The primary purpose of API rate limiting is to control the number of requests a client or user can make to an API within a specified timeframe. This prevents malicious activities like DoS attacks, brute-force attempts, and web scraping, while also protecting backend resources from being overwhelmed and ensuring fair usage for all legitimate clients. It’s a fundamental security and stability mechanism for modern web services.

Which rate limiting algorithm is best for handling traffic bursts?

The Token Bucket algorithm is generally considered the best for handling traffic bursts. It allows a client to make a certain number of requests (up to the bucket’s capacity) in a short period, even if the average request rate is lower. Tokens are refilled at a constant rate, enabling bursty traffic while still enforcing an overall average limit. This makes it ideal for APIs where occasional, legitimate spikes in usage are expected.

Can rate limiting be bypassed by attackers?

While rate limiting significantly raises the bar for attackers, it’s not foolproof. Sophisticated attackers might try to bypass it using techniques like distributed attacks from many different IP addresses (DDoS), IP address rotation, or using botnets. This is why rate limiting should be part of a broader security strategy, including Web Application Firewalls (WAFs), advanced bot detection, robust authentication, and continuous threat intelligence. A layered defense is always most effective.

Should I implement rate limiting at the API Gateway or in the application code?

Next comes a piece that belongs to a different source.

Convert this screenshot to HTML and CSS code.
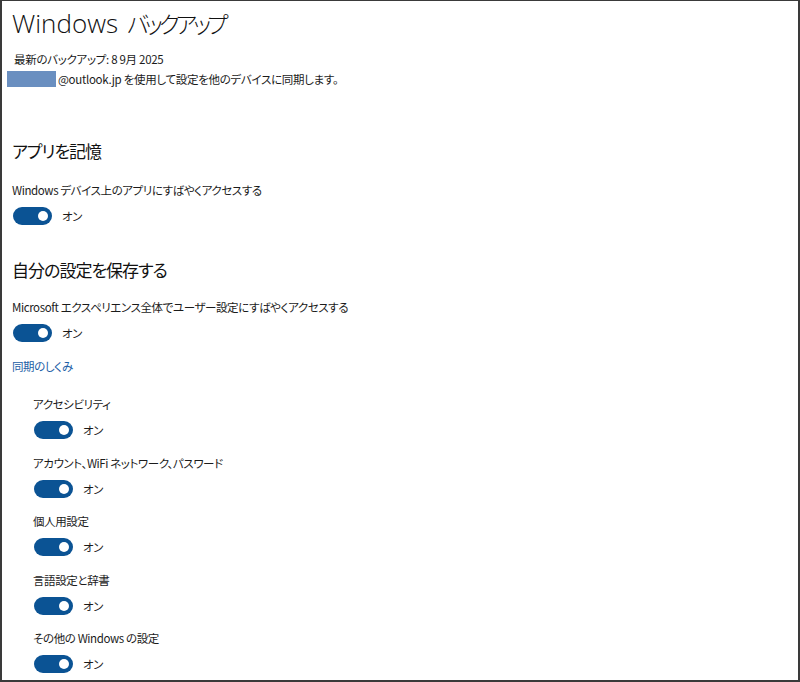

For enterprise applications, a layered approach is highly recommended. Implement coarse-grained rate limiting at the API Gateway (or load balancer) as the first line of defense. This quickly filters out high-volume, indiscriminate attacks before they reach your application servers, saving valuable backend resources. Then, implement fine-grained, context-aware rate limiting within your application code for specific business logic, sensitive endpoints, and user-specific quotas. This combination provides both broad protection and precise control.